LA LECON DU GRAND TURNER

Les derniers tableaux du réaliste Millet annoncent, eux aussi les composantes de l'Impressionnisme par leurs effets de lumière étrange, traitée par de rapides et saisissantes touches. Comme Turner, ces peintres "pensaient directement en couleurs". En effet, les derniers tableaux de Turner voient la disparition du motif au profit de la couleur et de la forme simplifiée à l'extrême. C'est la dynamique de la touche qui fait le dessin.
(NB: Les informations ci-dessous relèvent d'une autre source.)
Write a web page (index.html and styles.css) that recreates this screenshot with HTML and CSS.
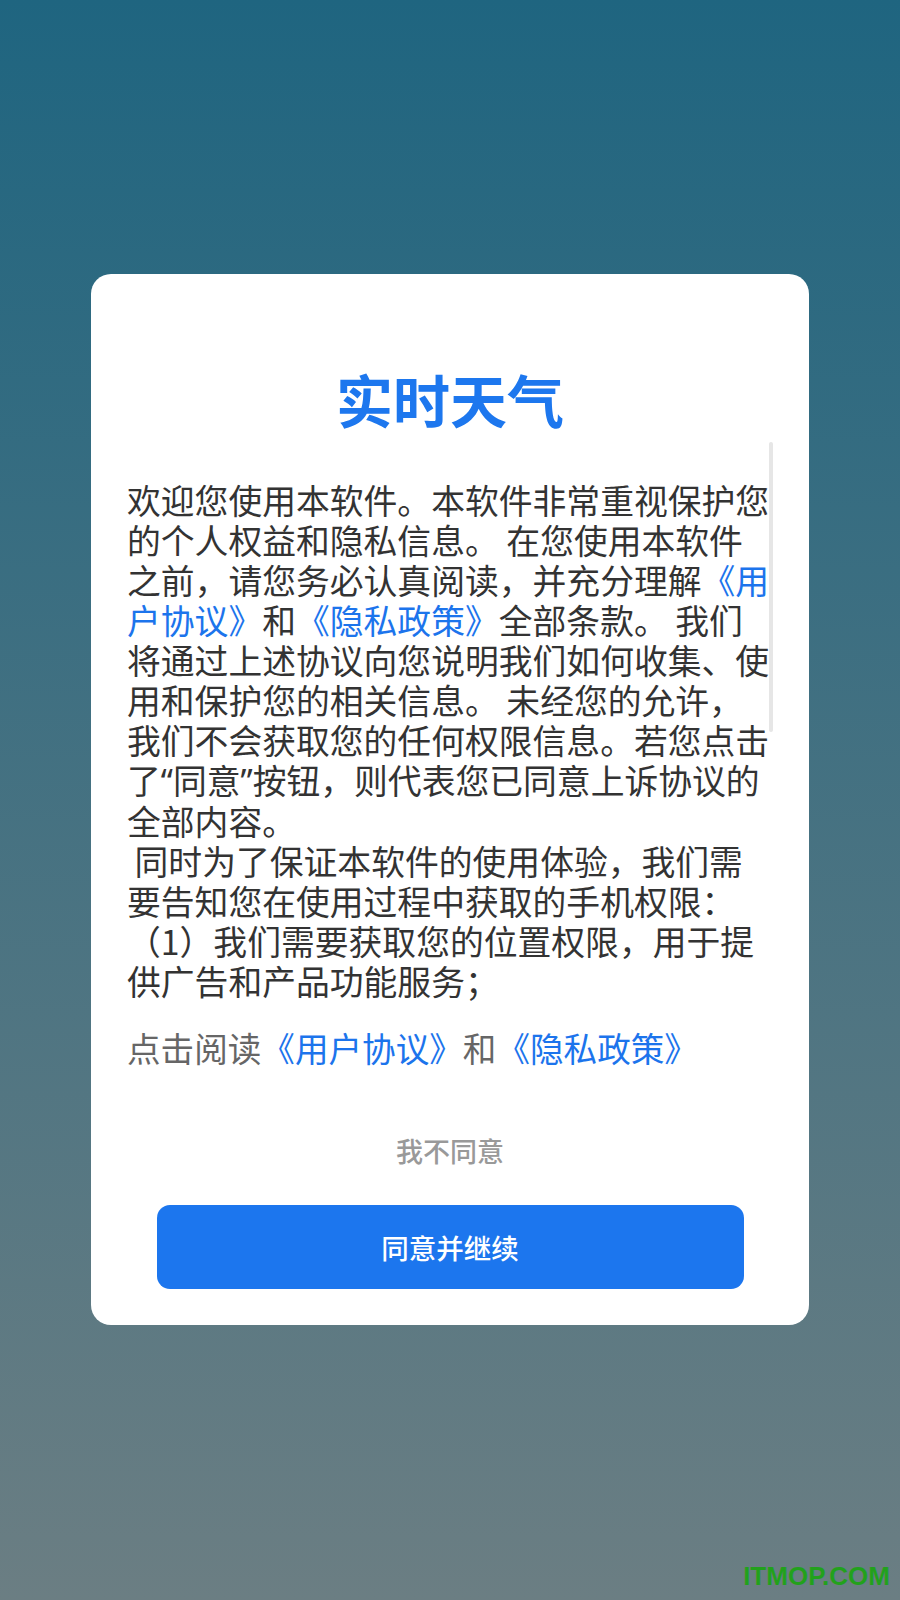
FILE: index.html
```html
<!DOCTYPE html>
<html lang="zh-CN">
<head>
    <meta charset="UTF-8">
    <meta name="viewport" content="width=device-width, initial-scale=1.0">
    <title>实时天气</title>

    <link rel="stylesheet" href="styles.css">

</head>
<body>
    <div class="dialog">
        <h1 class="title">实时天气</h1>

        <div class="scroll">
            <p class="notice">欢迎您使用本软件。本软件非常重视保护您的个人权益和隐私信息。 在您使用本软件之前，请您务必认真阅读，并充分理解<a href="#">《用户协议》</a>和<a href="#">《隐私政策》</a>全部条款。 我们将通过上述协议向您说明我们如何收集、使用和保护您的相关信息。 未经您的允许，我们不会获取您的任何权限信息。若您点击了<span class="q">“</span>同意<span class="q">”</span>按钮，则代表您已同意上诉协议的全部内容。<br>&nbsp;同时为了保证本软件的使用体验，我们需要告知您在使用过程中获取的手机权限：<br>（1）我们需要获取您的位置权限，用于提供广告和产品功能服务；</p>
            <div class="thumb"></div>
        </div>

        <p class="links">点击阅读<a href="#">《用户协议》</a>和<a href="#">《隐私政策》</a></p>

        <div class="refuse">我不同意</div>
        <button class="agree">同意并继续</button>
    </div>

    <div class="mark">ITMOP.COM</div>
</body>
</html>
```

FILE: styles.css
```css
*{
    margin: 0;
    padding: 0;
    box-sizing: border-box;
}

html, body{
    height: 1600px;
}

body{
    position: relative;
    background: linear-gradient(#1f6580, #6b7e83);
    font-family: "Noto Sans CJK SC", "Noto Sans", sans-serif;
    padding-top: 274px;
    overflow: hidden;
}

.dialog{
    width: 718px;
    margin: 0 auto;
    background: #fff;
    border-radius: 20px;
    padding: 89px 0 36px;
}

.title{
    text-align: center;
    color: #1d77ee;
    font-size: 57px;
    font-weight: 700;
    line-height: 70px;
    margin-bottom: 9px;
}

.scroll{
    position: relative;
    padding: 38px 37px 0 36px;
}

.notice{
    font-size: 33.8px;
    line-height: 40px;
    color: #333;
}

/* narrow western quotes like the app font */
.q{
    font-family: "Noto Sans", sans-serif;
}

a{
    color: #1c74ec;
    text-decoration: none;
}

/* scrollbar thumb of the text area */
.thumb{
    position: absolute;
    top: 0;
    right: 36px;
    width: 4px;
    height: 290px;
    border-radius: 2px;
    background: #e6e6e6;
}

.links{
    padding: 0 36px;
    margin-top: 27px;
    font-size: 33.6px;
    line-height: 40px;
    color: #666;
}

.refuse{
    margin-top: 63px;
    text-align: center;
    font-size: 27px;
    font-weight: 500;
    line-height: 40px;
    color: #999;
}

.agree{
    display: block;
    width: 587px;
    height: 84px;
    margin: 34px auto 0;
    border: none;
    border-radius: 13px;
    background: #1c76ee;
    color: #fff;
    font-family: inherit;
    font-size: 27.5px;
    font-weight: 500;
}

.mark{
    position: absolute;
    right: 10px;
    bottom: 8px;
    font-family: "Liberation Sans", Arial, sans-serif;
    font-weight: 700;
    font-size: 26px;
    color: #22a11c;
}
```
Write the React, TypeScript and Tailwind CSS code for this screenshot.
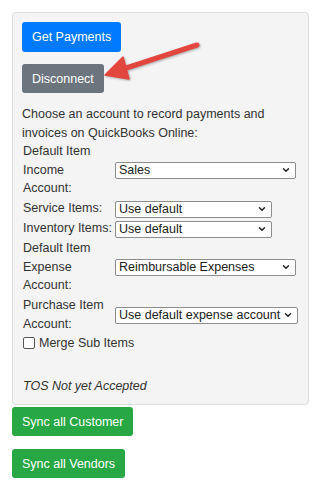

Pour pallier à l'effacement progressif du contour, la matière devient dessin et fait surgir la forme, restituée par la mémoire.

Pissaro, Monet, Renoir et Sisley n'affirment-ils pas que leur but est de "ramener dans l'art l'observation scrupuleusement exacte de la nature, en s'appliquant avec passion à rendre la forme en mouvement aussi bien que les phénomènes fugitifs de la lumière"? Ils ne peuvent oublier qu'ils ont été précédés dans ce rôle par un grand maître de l'école anglaise, l'illustre Turner.

Sans se perdre dans les rêveries fantastiques d'un Turner, cette aventure picturale qu'est l'Impressionnisme trouvé dans la contemplation de la nature bon nombre de motifs inexplorés qui sont autant d'occasions à nous émerveiller.

Comme pour le grand Constable, le ciel exerce sur eux une fascination constante et leur souci sera toujours d'en traduire la vie incessante.

Les peintres anglais ont donc bien eu une incidence (consciente ou non) sur la manière de voir, d'enrichir leur propre vision par l'étude de la nature, la nécessité de rendre immobile le mouvement tout en lui préservant sa mouvance.